The difference is the time the tram takes (35 minutes) is guaranteed as it travels off road from the airport to Haymarket and then is given priority in the city.

The bus time (30 minutes) is not guaranteed as it has to travel through St Johns Road with its six sets of traffic lights in half a mile and is the most congested street in Edinburgh, particularly during the rush hour and of course it is not given priority in the city.

I contacted a senior member of the council regarding the frequency of the 100 airport bus, travelling from Maybury to Haymarket. Seven passed me in less than 30 minutes going west.

I got a swift reply saying the airlink service made a profit, but no comment on the frequency.

I always assumed the frequency was four to five a half hour, but if these times are to be maintained when the trams start there is no way the Airlink bus can make a profit.

George Ritchie, North Gyle Terrace, Edinburgh

Devil dog owner escaped lightly

It’s deeply sad that a sheep had its throat ripped apart by two “devil dogs” (Dog owner to keep sheep attack Staffie, Evening News, January 9).

A court heard that Neil Fairgrieve, the owner of the dogs, watched on as the defenceless sheep was attacked by one of his Staffordshire bull terriers.

A gamekeeper had witnessed the attack through a pair of binoculars and rushed to the scene, but sadly was unable to save the sheep, which had to be put down because it was so badly injured.

Fairgrieve should have had his dogs on a lead and under control. He denied to the gamekeeper that he had allowed his dogs to roam the moorland, but pleaded guilty at Haddington Sheriff Court.
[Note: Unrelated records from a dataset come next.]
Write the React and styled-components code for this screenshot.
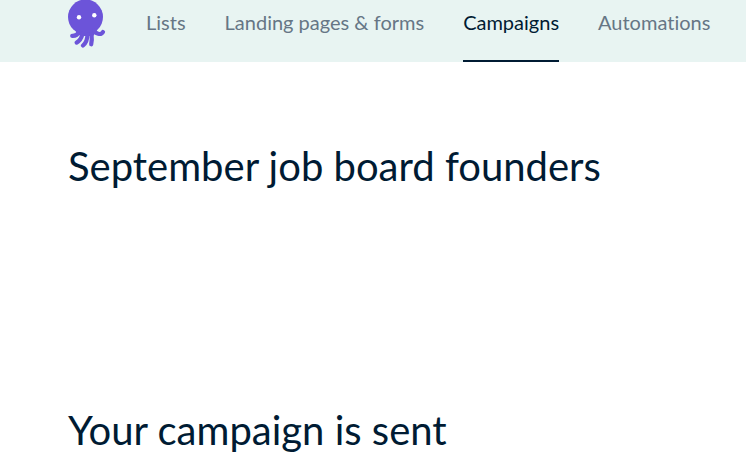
import React from 'react';
import styled, { createGlobalStyle } from 'styled-components';

const GlobalStyle = createGlobalStyle`
  * {
    box-sizing: border-box;
  }

  body {
    margin: 0;
    background: #ffffff;
    color: #001b33;
    font-family: Lato, 'Noto Sans', sans-serif;
    font-variant-ligatures: none;
  }
`;

const Header = styled.header`
  display: flex;
  align-items: flex-start;
  height: 62px;
  padding: 0 32px 0 68px;
  background: #e8f4f2;
  overflow: hidden;
`;

const LogoLink = styled.a`
  display: block;
  flex: none;
  width: 38px;
  height: 48px;
  margin-right: 40px;
`;

const Nav = styled.nav`
  display: flex;
  align-self: stretch;
  gap: 39px;
`;

const NavLink = styled.a`
  padding-top: 10px;
  border-bottom: 2px solid ${props => props.$active ? '#001b33' : 'transparent'};
  color: ${props => props.$active ? '#001b33' : '#667685'};
  font-size: 20px;
  line-height: 24px;
  text-decoration: none;
  white-space: nowrap;
`;

const Main = styled.main`
  display: flex;
  flex-direction: column;
  gap: 216px;
  padding: 80px 68px 0;
`;

const Title = styled.h1`
  margin: 0;
  font-size: 40px;
  font-weight: 400;
  line-height: 48px;
`;

const links = ['Lists', 'Landing pages & forms', 'Campaigns', 'Automations'];

const Logo = () => (
  <svg width="38" height="48" viewBox="0 0 38 48" aria-hidden="true">
    <circle cx="17.5" cy="17" r="17.5" fill="#6c54d9" />
    <path d="M7 29 H28 L27.5 33 L25 36 H13 L9 34 Z" fill="#6c54d9" />
    <g fill="none" stroke="#6c54d9" strokeWidth="4.2" strokeLinecap="round" strokeLinejoin="round">
      <path d="M11 32 C9.5 35 7 36 4.2 35.8" />
      <path d="M14.5 34 C13.5 38 11.500 41 8.600 42.600" />
      <path d="M19.500 34 C19.500 39 18 43 15 45.500" />
      <path d="M23.500 34 C24 38 24 41 23.200 44.300" />
      <path d="M26.500 30 C27 34 33 35.500 35 32" />
    </g>
    <circle cx="11" cy="17.3" r="2.2" fill="#ffffff" />
    <circle cx="26.3" cy="15.3" r="2.2" fill="#ffffff" />
  </svg>
);

const App = () => (
  <>
    <GlobalStyle />
    <Header>
      <LogoLink href="#" aria-label="Home">
        <Logo />
      </LogoLink>
      <Nav>
        {links.map(link => (
          <NavLink key={link} href="#" $active={link === 'Campaigns'}>
            {link}
          </NavLink>
        ))}
      </Nav>
    </Header>
    <Main>
      <Title>September job board founders</Title>
      <Title as="h2">Your campaign is sent</Title>
    </Main>
  </>
);

export default App;
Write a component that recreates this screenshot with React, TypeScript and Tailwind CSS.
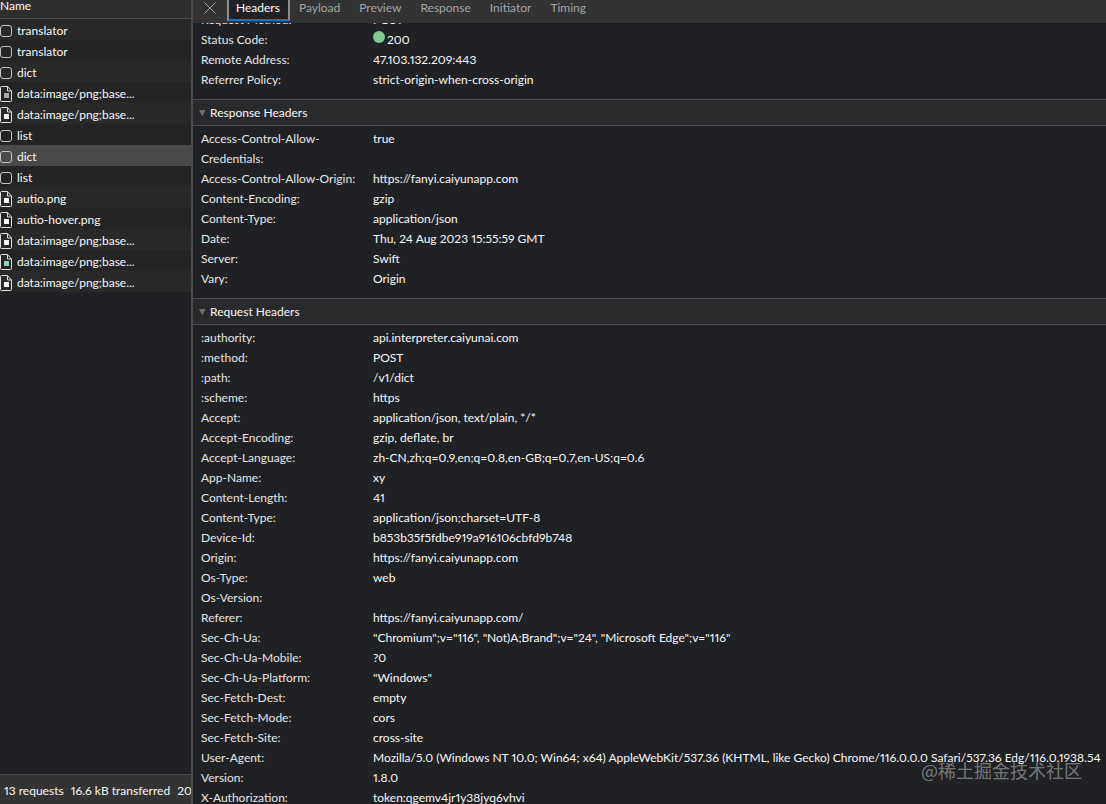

No doubt Fairgrieve got off far too lightly and should have been caged as well as fined £200.

June Fleming, Hercus Loan, Musselburgh, East Lothian

Oil operators know best over the future

I WAS interested in the letter from Alan McLay (January 7) on the mere £10 billion per annum revenue produced from the North Sea oil operators.

Having retired from the oil industry some years ago, it was interesting to read in latest BP newsletter that they and three major oil companies have invested £4.5bn in a project to attract oil from islands in the west of Scotland.

This will produce 120,000 barrels of oil per days for many years to come.

Maybe Colin Fox and Nicola Sturgeon have more faith in our oil companies’ capabilities to produce revenue than Mr McLay.

Wake up Scotland – don’t believe everything the ‘No’ campaign tells you.